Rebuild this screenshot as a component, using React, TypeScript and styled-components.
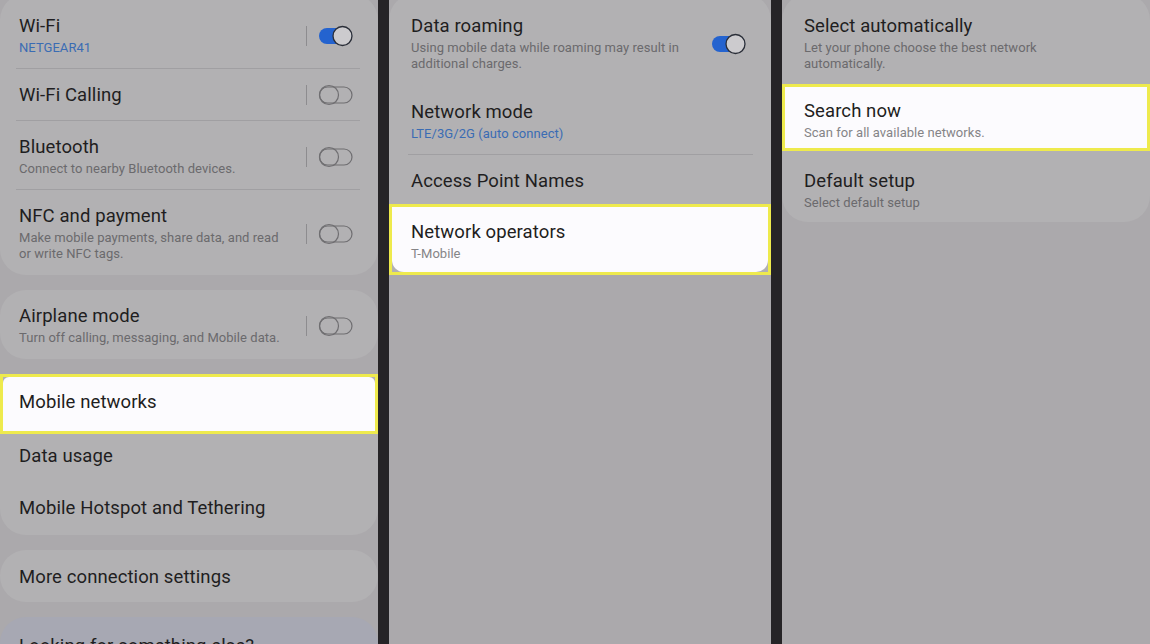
import React from 'react';
import styled, { createGlobalStyle } from 'styled-components';

const GlobalStyle = createGlobalStyle`
  html, body {
    margin: 0;
    padding: 0;
    background: #262427;
  }
  body {
    font-family: Roboto, "Noto Sans", "Liberation Sans", sans-serif;
    -webkit-font-smoothing: antialiased;
  }
`;

const Screen = styled.div`
  display: grid;
  grid-template-columns: 378px 382px 368px;
  column-gap: 11px;
  width: 1150px;
  height: 644px;
  overflow: hidden;
  background: #262427;
`;

const Panel = styled.section<{ $indent: number }>`
  --indent: ${p => p.$indent}px;
  display: flex;
  flex-direction: column;
  gap: 15px;
  background: #aba9ac;
  overflow: hidden;
`;

const Card = styled.div<{ $tone?: 'blue' }>`
  flex-shrink: 0;
  background: ${p => (p.$tone === 'blue' ? '#a7a8b3' : '#b2b1b3')};
  border-radius: 26px;

  &:first-child {
    margin-top: -6px;
  }
`;

const Row = styled.div<{ $pt?: number; $pb?: number }>`
  display: flex;
  align-items: center;
  padding: ${p => p.$pt ?? 15}px 24px ${p => p.$pb ?? 12}px var(--indent);
`;

const Highlight = styled.div`
  border: 3px solid #eeea4d;
  background: #b2b1b3;
`;

const HighlightRow = styled(Row)<{ $radius?: string }>`
  padding-left: calc(var(--indent) - 3px);
  padding-right: 21px;
  background: #fcfbfe;
  border-radius: ${p => p.$radius ?? '0'};
`;

const Divider = styled.div`
  height: 1px;
  margin: 0 18px 0 calc(var(--indent) - 3px);
  background: #a09fa2;
`;

const Texts = styled.div`
  flex: 1;
  min-width: 0;
`;

const Title = styled.div`
  font-size: 18.5px;
  line-height: 22px;
  letter-spacing: 0.1px;
  color: #1f1e21;
  white-space: nowrap;
`;

const Sub = styled.div<{ $accent?: boolean; $light?: boolean }>`
  margin-top: 3px;
  font-size: 13px;
  line-height: 16px;
  letter-spacing: 0.05px;
  color: ${p => (p.$accent ? '#3a6cb3' : p.$light ? '#858487' : '#6b6a6d')};
  white-space: nowrap;
`;

const ToggleArea = styled.div`
  display: flex;
  align-items: center;
  margin-left: 12px;
`;

const VLine = styled.div`
  width: 1px;
  height: 20px;
  margin-right: 11px;
  background: #8d8c8f;
`;

const Toggle = ({ on }: { on: boolean }) => (
  <svg width="36" height="22" viewBox="0 0 36 22">
    {on ? (
      <>
        <rect x="1" y="3" width="33" height="16" rx="8" fill="#2463cf" />
        <circle cx="24.5" cy="11" r="9.5" fill="#cccbce" stroke="#2a2e38" strokeWidth="1.3" />
      </>
    ) : (
      <>
        <rect x="1.5" y="3" width="32.5" height="16" rx="8" fill="none" stroke="#6f6e71" strokeWidth="1.2" />
        <circle cx="11" cy="11" r="9.5" fill="none" stroke="#6f6e71" strokeWidth="1.2" />
      </>
    )}
  </svg>
);

const Switch = ({ on, line = true }: { on: boolean; line?: boolean }) => (
  <ToggleArea>
    {line && <VLine />}
    <Toggle on={on} />
  </ToggleArea>
);

export default function App() {
  return (
    <>
      <GlobalStyle />
      <Screen>
        <Panel $indent={19}>
          <Card>
            <Row $pt={21}>
              <Texts>
                <Title>Wi-Fi</Title>
                <Sub $accent>NETGEAR41</Sub>
              </Texts>
              <Switch on />
            </Row>
            <Divider />
            <Row $pb={14}>
              <Texts>
                <Title>Wi-Fi Calling</Title>
              </Texts>
              <Switch on={false} />
            </Row>
            <Divider />
            <Row>
              <Texts>
                <Title>Bluetooth</Title>
                <Sub>Connect to nearby Bluetooth devices.</Sub>
              </Texts>
              <Switch on={false} />
            </Row>
            <Divider />
            <Row $pb={13}>
              <Texts>
                <Title>NFC and payment</Title>
                <Sub>
                  Make mobile payments, share data, and read
                  <br />
                  or write NFC tags.
                </Sub>
              </Texts>
              <Switch on={false} />
            </Row>
          </Card>

          <Card>
            <Row $pb={13}>
              <Texts>
                <Title>Airplane mode</Title>
                <Sub>Turn off calling, messaging, and Mobile data.</Sub>
              </Texts>
              <Switch on={false} />
            </Row>
          </Card>

          <Card>
            <Highlight>
              <HighlightRow $pt={14} $pb={18} $radius="6px 6px 0 0">
                <Title>Mobile networks</Title>
              </HighlightRow>
            </Highlight>
            <Row $pt={11} $pb={15}>
              <Title>Data usage</Title>
            </Row>
            <Row $pb={16}>
              <Title>Mobile Hotspot and Tethering</Title>
            </Row>
          </Card>

          <Card>
            <Row $pt={16} $pb={14}>
              <Title>More connection settings</Title>
            </Row>
          </Card>

          <Card $tone="blue">
            <Row $pt={18}>
              <Title>Looking for something else?</Title>
            </Row>
          </Card>
        </Panel>

        <Panel $indent={22}>
          <Card>
            <Row $pt={21} $pb={15}>
              <Texts>
                <Title>Data roaming</Title>
                <Sub>
                  Using mobile data while roaming may result in
                  <br />
                  additional charges.
                </Sub>
              </Texts>
              <Switch on line={false} />
            </Row>
            <Row $pt={14}>
              <Texts>
                <Title>Network mode</Title>
                <Sub $accent>LTE/3G/2G (auto connect)</Sub>
              </Texts>
            </Row>
            <Divider />
            <Row>
              <Title>Access Point Names</Title>
            </Row>
            <Highlight>
              <HighlightRow $pt={14} $pb={10} $radius="0 0 12px 12px">
                <Texts>
                  <Title>Network operators</Title>
                  <Sub $light>T-Mobile</Sub>
                </Texts>
              </HighlightRow>
            </Highlight>
          </Card>
        </Panel>

        <Panel $indent={22}>
          <Card>
            <Row $pt={21}>
              <Texts>
                <Title>Select automatically</Title>
                <Sub>
                  Let your phone choose the best network
                  <br />
                  automatically.
                </Sub>
              </Texts>
            </Row>
            <Highlight>
              <HighlightRow $pt={13} $pb={7}>
                <Texts>
                  <Title>Search now</Title>
                  <Sub $light>Scan for all available networks.</Sub>
                </Texts>
              </HighlightRow>
            </Highlight>
            <Row $pt={19} $pb={11}>
              <Texts>
                <Title>Default setup</Title>
                <Sub>Select default setup</Sub>
              </Texts>
            </Row>
          </Card>
        </Panel>
      </Screen>
    </>
  );
}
================================
Short task:
Write out the whole listing exactly, and drop the pictures.

Written reply:
Rebuild this screenshot as a component, using React, TypeScript and styled-components.
import React from 'react';
import styled, { createGlobalStyle } from 'styled-components';

const GlobalStyle = createGlobalStyle`
  html, body {
    margin: 0;
    padding: 0;
    background: #262427;
  }
  body {
    font-family: Roboto, "Noto Sans", "Liberation Sans", sans-serif;
    -webkit-font-smoothing: antialiased;
  }
`;

const Screen = styled.div`
  display: grid;
  grid-template-columns: 378px 382px 368px;
  column-gap: 11px;
  width: 1150px;
  height: 644px;
  overflow: hidden;
  background: #262427;
`;

const Panel = styled.section<{ $indent: number }>`
  --indent: ${p => p.$indent}px;
  display: flex;
  flex-direction: column;
  gap: 15px;
  background: #aba9ac;
  overflow: hidden;
`;

const Card = styled.div<{ $tone?: 'blue' }>`
  flex-shrink: 0;
  background: ${p => (p.$tone === 'blue' ? '#a7a8b3' : '#b2b1b3')};
  border-radius: 26px;

  &:first-child {
    margin-top: -6px;
  }
`;

const Row = styled.div<{ $pt?: number; $pb?: number }>`
  display: flex;
  align-items: center;
  padding: ${p => p.$pt ?? 15}px 24px ${p => p.$pb ?? 12}px var(--indent);
`;

const Highlight = styled.div`
  border: 3px solid #eeea4d;
  background: #b2b1b3;
`;

const HighlightRow = styled(Row)<{ $radius?: string }>`
  padding-left: calc(var(--indent) - 3px);
  padding-right: 21px;
  background: #fcfbfe;
  border-radius: ${p => p.$radius ?? '0'};
`;

const Divider = styled.div`
  height: 1px;
  margin: 0 18px 0 calc(var(--indent) - 3px);
  background: #a09fa2;
`;

const Texts = styled.div`
  flex: 1;
  min-width: 0;
`;

const Title = styled.div`
  font-size: 18.5px;
  line-height: 22px;
  letter-spacing: 0.1px;
  color: #1f1e21;
  white-space: nowrap;
`;

const Sub = styled.div<{ $accent?: boolean; $light?: boolean }>`
  margin-top: 3px;
  font-size: 13px;
  line-height: 16px;
  letter-spacing: 0.05px;
  color: ${p => (p.$accent ? '#3a6cb3' : p.$light ? '#858487' : '#6b6a6d')};
  white-space: nowrap;
`;

const ToggleArea = styled.div`
  display: flex;
  align-items: center;
  margin-left: 12px;
`;

const VLine = styled.div`
  width: 1px;
  height: 20px;
  margin-right: 11px;
  background: #8d8c8f;
`;

const Toggle = ({ on }: { on: boolean }) => (
  <svg width="36" height="22" viewBox="0 0 36 22">
    {on ? (
      <>
        <rect x="1" y="3" width="33" height="16" rx="8" fill="#2463cf" />
        <circle cx="24.5" cy="11" r="9.5" fill="#cccbce" stroke="#2a2e38" strokeWidth="1.3" />
      </>
    ) : (
      <>
        <rect x="1.5" y="3" width="32.5" height="16" rx="8" fill="none" stroke="#6f6e71" strokeWidth="1.2" />
        <circle cx="11" cy="11" r="9.5" fill="none" stroke="#6f6e71" strokeWidth="1.2" />
      </>
    )}
  </svg>
);

const Switch = ({ on, line = true }: { on: boolean; line?: boolean }) => (
  <ToggleArea>
    {line && <VLine />}
    <Toggle on={on} />
  </ToggleArea>
);

export default function App() {
  return (
    <>
      <GlobalStyle />
      <Screen>
        <Panel $indent={19}>
          <Card>
            <Row $pt={21}>
              <Texts>
                <Title>Wi-Fi</Title>
                <Sub $accent>NETGEAR41</Sub>
              </Texts>
              <Switch on />
            </Row>
            <Divider />
            <Row $pb={14}>
              <Texts>
                <Title>Wi-Fi Calling</Title>
              </Texts>
              <Switch on={false} />
            </Row>
            <Divider />
            <Row>
              <Texts>
                <Title>Bluetooth</Title>
                <Sub>Connect to nearby Bluetooth devices.</Sub>
              </Texts>
              <Switch on={false} />
            </Row>
            <Divider />
            <Row $pb={13}>
              <Texts>
                <Title>NFC and payment</Title>
                <Sub>
                  Make mobile payments, share data, and read
                  <br />
                  or write NFC tags.
                </Sub>
              </Texts>
              <Switch on={false} />
            </Row>
          </Card>

          <Card>
            <Row $pb={13}>
              <Texts>
                <Title>Airplane mode</Title>
                <Sub>Turn off calling, messaging, and Mobile data.</Sub>
              </Texts>
              <Switch on={false} />
            </Row>
          </Card>

          <Card>
            <Highlight>
              <HighlightRow $pt={14} $pb={18} $radius="6px 6px 0 0">
                <Title>Mobile networks</Title>
              </HighlightRow>
            </Highlight>
            <Row $pt={11} $pb={15}>
              <Title>Data usage</Title>
            </Row>
            <Row $pb={16}>
              <Title>Mobile Hotspot and Tethering</Title>
            </Row>
          </Card>

          <Card>
            <Row $pt={16} $pb={14}>
              <Title>More connection settings</Title>
            </Row>
          </Card>

          <Card $tone="blue">
            <Row $pt={18}>
              <Title>Looking for something else?</Title>
            </Row>
          </Card>
        </Panel>

        <Panel $indent={22}>
          <Card>
            <Row $pt={21} $pb={15}>
              <Texts>
                <Title>Data roaming</Title>
                <Sub>
                  Using mobile data while roaming may result in
                  <br />
                  additional charges.
                </Sub>
              </Texts>
              <Switch on line={false} />
            </Row>
            <Row $pt={14}>
              <Texts>
                <Title>Network mode</Title>
                <Sub $accent>LTE/3G/2G (auto connect)</Sub>
              </Texts>
            </Row>
            <Divider />
            <Row>
              <Title>Access Point Names</Title>
            </Row>
            <Highlight>
              <HighlightRow $pt={14} $pb={10} $radius="0 0 12px 12px">
                <Texts>
                  <Title>Network operators</Title>
                  <Sub $light>T-Mobile</Sub>
                </Texts>
              </HighlightRow>
            </Highlight>
          </Card>
        </Panel>

        <Panel $indent={22}>
          <Card>
            <Row $pt={21}>
              <Texts>
                <Title>Select automatically</Title>
                <Sub>
                  Let your phone choose the best network
                  <br />
                  automatically.
                </Sub>
              </Texts>
            </Row>
            <Highlight>
              <HighlightRow $pt={13} $pb={7}>
                <Texts>
                  <Title>Search now</Title>
                  <Sub $light>Scan for all available networks.</Sub>
                </Texts>
              </HighlightRow>
            </Highlight>
            <Row $pt={19} $pb={11}>
              <Texts>
                <Title>Default setup</Title>
                <Sub>Select default setup</Sub>
              </Texts>
            </Row>
          </Card>
        </Panel>
      </Screen>
    </>
  );
}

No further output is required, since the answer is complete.